**Set problem**
Please, without the pictures, retype exactly the lines from the start of the material through the line that holds "center; gap: 6px;".
-- Begin --
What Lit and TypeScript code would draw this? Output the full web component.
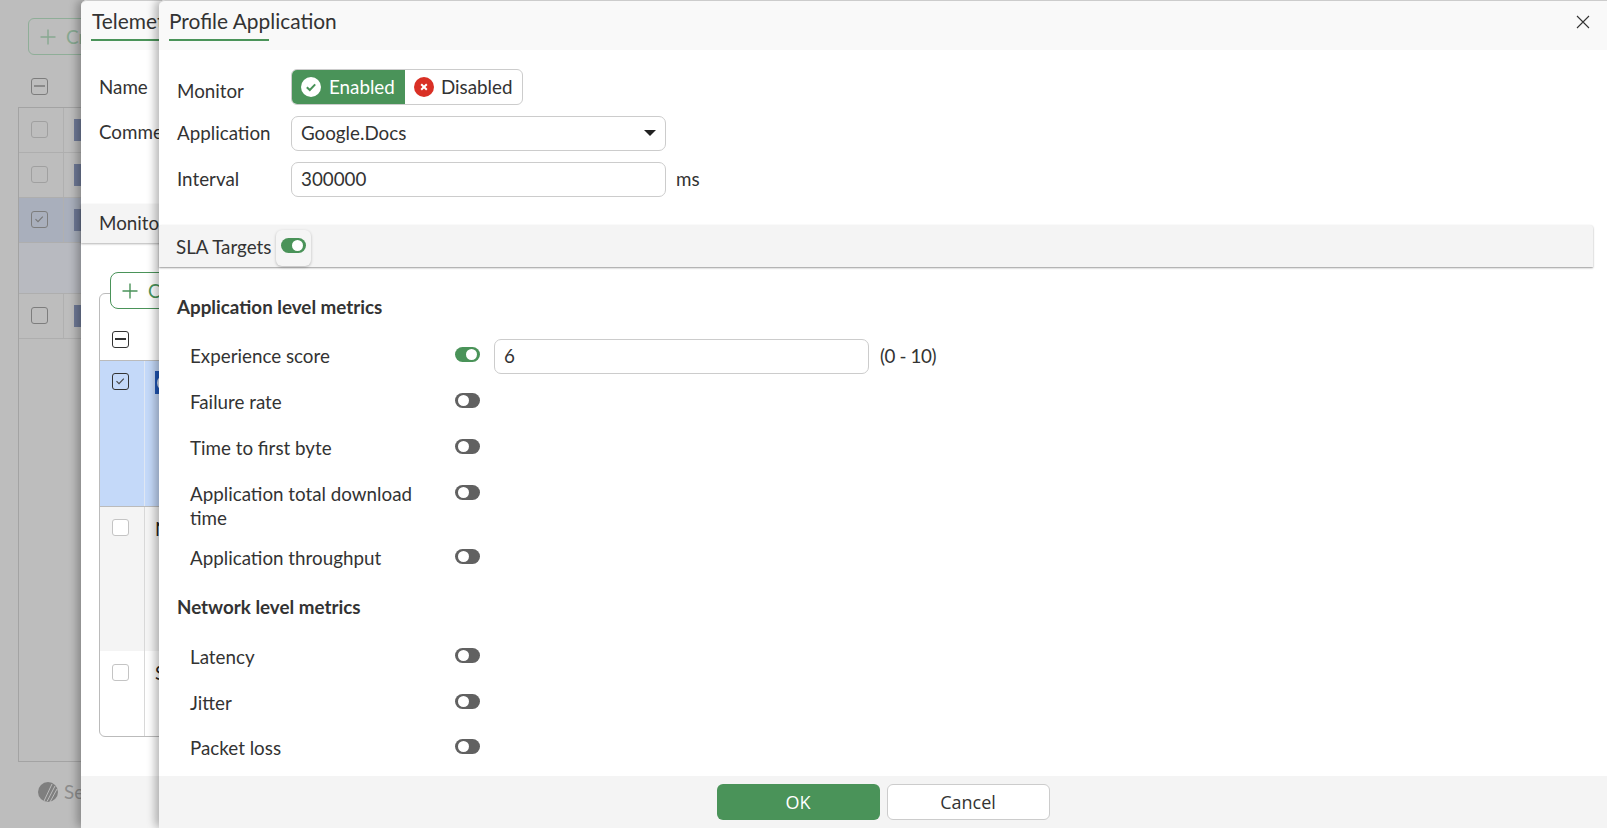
import { LitElement, html, css, svg } from "lit";
import { customElement } from "lit/decorators.js";

const plus = svg`<svg class="plus" width="20" height="20" viewBox="0 0 20 20" fill="none" stroke="currentColor" stroke-width="1.4"><path d="M10 2.5v15M2.5 10h15"/></svg>`;

@customElement("app-root")
export class AppRoot extends LitElement {
  static styles = css`
    :host { display: block; position: relative; width: 1607px; height: 828px; overflow: hidden; font-family: Lato, sans-serif; font-size: 18.8px; line-height: 24px; color: #333; background: #bdbdbd; }
    * { box-sizing: border-box; }
    .plus { flex: none; display: block; }

    /* page behind the drawers */
    .page { display: flex; flex-direction: column; height: 828px; padding: 18px 0 0 18px; color: #8a8a8a; }
    .create { width: 120px; height: 37px; margin-left: 10px; border: 1px solid #8fae98; border-radius: 6px; display: flex; align-items: center; gap: 8px; padding-left: 9px; color: #87a890; white-space: nowrap; }
    .page-head { height: 52px; padding: 23px 0 0 13px; }
    .bgtable { width: 300px; height: 655px; border: 1px solid #a3a3a3; border-right: 0; }
    .bgrow { display: flex; border-bottom: 1px solid #aeaeae; height: 45px; }
    .bgrow.sel { background: #a9afbc; }
    .bgrow.sub { background: #b8bac0; height: 51px; }
    .bgrow .c1 { width: 45px; padding: 12.5px 0 0 12px; border-right: 1px solid #b0b0b0; }
    .bgrow .chip { width: 10px; height: 22px; margin: 11px 0 0 10px; background: #6f7a97; }
    .box { display: block; width: 17px; height: 17px; border: 1.5px solid #a0a0a0; border-radius: 3px; }
    .box.dark { border-color: #7d7d7d; position: relative; }
    .box.minus::after { content: ""; position: absolute; left: 2px; right: 2px; top: 6px; height: 2px; background: currentColor; }
    .box svg { display: block; }
    .brand { display: flex; align-items: center; gap: 6px; padding: 18px 0 0 20px; color: #8c8c8c; white-space: nowrap; }

    /* drawers */
    .drawer { position: absolute; top: 0; bottom: 0; right: 0; background: #fff; border-radius: 6px 0 0 6px; display: flex; flex-direction: column; box-shadow: -4px 0 8px rgba(0,0,0,.28); }
    .d1 { left: 81px; }
    .d2 { left: 159px; }
    .dhead { height: 50px; flex: none; background: #f9f9f9; border-top: 1px solid #ccc; border-radius: 6px 0 0 0; position: relative; padding: 8px 0 0 10px; display: flex; justify-content: space-between; }
    .title { font-size: 20.9px; height: 32px; width: 100px; white-space: nowrap; border-bottom: 2px solid #4a9359; }
    .d1 .title { padding-left: 1px; }
    .close { padding: 6px 17px 0 0; display: block; height: 20px; }
    .close svg { display: block; }
    .dbody { flex: 1; min-height: 0; display: flex; flex-direction: column; }
    .dfoot { height: 52px; flex: none; background: #f4f4f4; display: flex; justify-content: center; align-items: flex-start; gap: 7px; padding-top: 8px; }

    /* drawer one */
    .d1 .dbody { padding-top: 25px; }
    .d1 .lab { padding-left: 18px; height: 45px; }
    .d1 .section { margin-top: 39px; height: 39px; background: #f4f4f4; padding: 7px 0 0 18px; box-shadow: 0 1px 2px rgba(0,0,0,.3); }
    .d1 .panel { margin: 50px 0 0 18px; height: 444px; border: 1px solid #bbb; border-radius: 6px; display: flex; flex-direction: column; }
    .d1 .tool { height: 0; padding-left: 10px; }
    .create2 { width: 120px; height: 37px; margin-top: -22px; border: 1px solid #4a9359; border-radius: 8px; background: #fff; display: flex; align-items: center; gap: 8px; padding-left: 9px; color: #4a9359; white-space: nowrap; }
    .thead { height: 67px; padding: 37px 0 0 12px; border-bottom: 1px solid #bbb; color: #222; flex: none; }
    .thead .box { border-color: #333; }
    .trow { display: flex; flex: none; }
    .trow .c1 { width: 45px; padding: 12px 0 0 12px; border-right: 1px solid #d8d8d8; }
    .trow .c2 { flex: 1; padding: 10px 0 0 10px; color: #222; }
    .trow.a { height: 146px; background: #c4d9f9; border-bottom: 1px solid #bbb; }
    .trow.a .c1 { border-right-color: #dfe7f3; }
    .trow.b { height: 144px; background: #f4f4f4; }
    .trow.c { flex: 1; }
    .trow.c .c1 { padding-top: 13px; }
    .tbox { display: block; width: 17px; height: 17px; border: 1.5px solid #c4c4c4; border-radius: 3px; background: #fff; }
    .tbox.on { background: transparent; border-color: #333; color: #333; }
    .tbox svg { display: block; }
    .bluechip { width: 24px; height: 23px; background: #1f55b5; display: flex; align-items: center; padding-left: 2px; }
    .bluechip::before { content: ""; width: 12px; height: 12px; border-radius: 50%; border: 2px solid #d5dff0; }

    /* drawer two */
    .form { padding: 19px 0 0 18px; display: grid; grid-template-columns: 114px auto; row-gap: 11px; justify-content: start; align-items: center; }
    .mlab { padding-top: 7px; }
    .lbl { padding-bottom: 2px; }
    .toggle-group { display: inline-flex; height: 36px; width: 232px; border: 1px solid #ccc; border-radius: 6px; background: #fff; overflow: hidden; }
    .seg { display: flex; align-items: center; gap: 7px; padding-left: 9px; }
    .seg.on { width: 114px; margin: -1px 0 -1px -1px; padding-left: 10px; gap: 8px; background: #4a9359; color: #fff; border-radius: 6px 0 0 6px; }
    .seg svg { display: block; flex: none; }
    .field { width: 375px; height: 35px; border: 1px solid #ccc; border-radius: 7px; background: #fff; padding: 4px 0 0 9px; position: relative; }
    .caret { position: absolute; right: 9px; top: 13px; width: 0; height: 0; border: 6px solid transparent; border-top: 6px solid #222; border-bottom: 0; }
    .with-unit { display: flex; align-items: center; gap: 10px; }
    .sla { margin-top: 28px; width: 1434px; height: 42px; flex: none; background: #f4f4f4; border-radius: 3px 3px 0 0; box-shadow: 0 1px 2px rgba(0,0,0,.4); display: flex; align-items: center; padding: 2px 0 0 17px; gap: 5px; }
    .chipw { width: 35px; height: 36px; border-radius: 6px; background: #f5f5f5; box-shadow: 0 1px 3px rgba(0,0,0,.25); display: flex; align-items: center; justify-content: center; margin-top: 1px; }
    .chipw .sw { margin-top: -4px; }
    .metrics { padding: 28px 0 0 18px; }
    .mh { font-weight: 700; height: 24px; margin-bottom: 20px; }
    .mh.net { margin-top: 19px; margin-bottom: 21px; }
    .mrow { display: flex; margin-bottom: 11px; padding-left: 13px; min-height: 35px; align-items: flex-start; }
    .mrow.tight { margin-bottom: 10px; }
    .mrow.last { margin-bottom: 0; }
    .mlabel { width: 265px; flex: none; padding: 5px 30px 0 0; }
    .sw { display: block; width: 25px; height: 15px; border-radius: 8px; background: #616161; position: relative; flex: none; }
    .mrow .sw { margin-top: 8px; }
    .sw::after { content: ""; position: absolute; left: 3px; top: 2px; width: 11px; height: 11px; border-radius: 50%; background: #fff; }
    .sw.on { background: #4a9359; }
    .sw.on::after { left: 11px; }
    .mrow .with-unit { margin-left: 14px; gap: 11px; }
    .range { letter-spacing: -0.4px; padding-bottom: 2px; }
    .btn { width: 163px; height: 36px; border-radius: 6px; font-size: 18px; display: flex; align-items: center; justify-content: center; font-family: "Open Sans", sans-serif; }
    .btn.ok { background: #4a9359; color: #fff; }
    .btn.cancel { background: #fff; border: 1px solid #ccc; color: #333; }
  `;

  private check(size = 13, color = "#555") {
    return svg`<svg width="${size}" height="${size}" viewBox="0 0 14 14" fill="none" stroke="${color}" stroke-width="1.1"><path d="M3.5 7.2 6 9.6l4.8-5"/></svg>`;
  }

  private metric(label: string, on = false, cls = "") {
    return html`<div class="mrow ${cls}">
      <div class="mlabel">${label}</div>
      <span class="sw ${on ? "on" : ""}"></span>
      ${on ? html`<div class="with-unit"><div class="field">6</div><span class="range">(0 - 10)</span></div>` : null}
    </div>`;
  }

  render() {
    return html`
      <div class="page">
        <div class="create">${plus}<span>Create New</span></div>
        <div class="page-head"><span class="box dark minus"></span></div>
        <div class="bgtable">
          <div class="bgrow"><div class="c1"><span class="box"></span></div><div class="chip"></div></div>
          <div class="bgrow"><div class="c1"><span class="box"></span></div><div class="chip"></div></div>
          <div class="bgrow sel"><div class="c1"><span class="box dark">${this.check(14, "#777")}</span></div><div class="chip"></div></div>
          <div class="bgrow sub"></div>
          <div class="bgrow"><div class="c1"><span class="box dark"></span></div><div class="chip"></div></div>
        </div>
        <div class="brand">
          <svg width="20" height="20" viewBox="0 0 20 20"><circle cx="10" cy="10" r="10" fill="#7f7f7f"/><path d="M6 19 14 2M9 19.5 17 4M12 20 19 7" stroke="#bdbdbd" stroke-width="1"/></svg>
          <span>Security Rating Issues</span>
        </div>
      </div>

      <section class="drawer d1">
        <div class="dhead"><div class="title">Telemetry SLA</div></div>
        <div class="dbody">
          <div class="lab">Name</div>
          <div class="lab">Comments</div>
          <div class="section">Monitors</div>
          <div class="panel">
            <div class="tool"><div class="create2">${plus}<span>Create New</span></div></div>
            <div class="thead"><span class="tbox on box dark minus"></span></div>
            <div class="trow a"><div class="c1"><span class="tbox on">${this.check(14, "#444")}</span></div><div class="c2"><div class="bluechip"></div></div></div>
            <div class="trow b"><div class="c1"><span class="tbox"></span></div><div class="c2">Name</div></div>
            <div class="trow c"><div class="c1"><span class="tbox"></span></div><div class="c2">Site</div></div>
          </div>
        </div>
        <div class="dfoot"></div>
      </section>

      <section class="drawer d2">
        <div class="dhead">
          <div class="title">Profile Application</div>
          <span class="close"><svg width="14" height="14" viewBox="0 0 14 14" stroke="#333" stroke-width="1.1"><path d="M1 1l12 12M13 1 1 13"/></svg></span>
        </div>
        <div class="dbody">
          <div class="form">
            <div class="mlab">Monitor</div>
            <div class="toggle-group">
              <div class="seg on">
                <svg width="20" height="20" viewBox="0 0 20 20"><circle cx="10" cy="10" r="10" fill="#fff"/><path d="M5.8 10.2 8.8 13l5.4-5.6" fill="none" stroke="#4a9359" stroke-width="2"/></svg>
                <span>Enabled</span>
              </div>
              <div class="seg">
                <svg width="20" height="20" viewBox="0 0 20 20"><circle cx="10" cy="10" r="10" fill="#d93025"/><path d="M7.2 7.2l5.6 5.6M12.8 7.2l-5.6 5.6" stroke="#fff" stroke-width="2"/></svg>
                <span>Disabled</span>
              </div>
            </div>
            <div class="lbl">Application</div>
            <div class="field">Google.Docs<span class="caret"></span></div>
            <div class="lbl">Interval</div>
            <div class="with-unit"><div class="field">300000</div><span class="lbl">ms</span></div>
          </div>
          <div class="sla"><span>SLA Targets</span><span class="chipw"><span class="sw on"></span></span></div>
          <div class="metrics">
            <div class="mh">Application level metrics</div>
            ${this.metric("Experience score", true)}
            ${this.metric("Failure rate")}
            ${this.metric("Time to first byte")}
            ${this.metric("Application total download time")}
            ${this.metric("Application throughput", false, "last")}
            <div class="mh net">Network level metrics</div>
            ${this.metric("Latency")}
            ${this.metric("Jitter", false, "tight")}
            ${this.metric("Packet loss", false, "last")}
          </div>
        </div>
        <div class="dfoot">
          <div class="btn ok">OK</div>
          <div class="btn cancel">Cancel</div>
        </div>
      </section>
    `;
  }
}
-- End --
**Problem solution**
What Lit and TypeScript code would draw this? Output the full web component.
import { LitElement, html, css, svg } from "lit";
import { customElement } from "lit/decorators.js";

const plus = svg`<svg class="plus" width="20" height="20" viewBox="0 0 20 20" fill="none" stroke="currentColor" stroke-width="1.4"><path d="M10 2.5v15M2.5 10h15"/></svg>`;

@customElement("app-root")
export class AppRoot extends LitElement {
  static styles = css`
    :host { display: block; position: relative; width: 1607px; height: 828px; overflow: hidden; font-family: Lato, sans-serif; font-size: 18.8px; line-height: 24px; color: #333; background: #bdbdbd; }
    * { box-sizing: border-box; }
    .plus { flex: none; display: block; }

    /* page behind the drawers */
    .page { display: flex; flex-direction: column; height: 828px; padding: 18px 0 0 18px; color: #8a8a8a; }
    .create { width: 120px; height: 37px; margin-left: 10px; border: 1px solid #8fae98; border-radius: 6px; display: flex; align-items: center; gap: 8px; padding-left: 9px; color: #87a890; white-space: nowrap; }
    .page-head { height: 52px; padding: 23px 0 0 13px; }
    .bgtable { width: 300px; height: 655px; border: 1px solid #a3a3a3; border-right: 0; }
    .bgrow { display: flex; border-bottom: 1px solid #aeaeae; height: 45px; }
    .bgrow.sel { background: #a9afbc; }
    .bgrow.sub { background: #b8bac0; height: 51px; }
    .bgrow .c1 { width: 45px; padding: 12.5px 0 0 12px; border-right: 1px solid #b0b0b0; }
    .bgrow .chip { width: 10px; height: 22px; margin: 11px 0 0 10px; background: #6f7a97; }
    .box { display: block; width: 17px; height: 17px; border: 1.5px solid #a0a0a0; border-radius: 3px; }
    .box.dark { border-color: #7d7d7d; position: relative; }
    .box.minus::after { content: ""; position: absolute; left: 2px; right: 2px; top: 6px; height: 2px; background: currentColor; }
    .box svg { display: block; }
    .brand { display: flex; align-items: center; gap: 6px; padding: 18px 0 0 20px; color: #8c8c8c; white-space: nowrap; }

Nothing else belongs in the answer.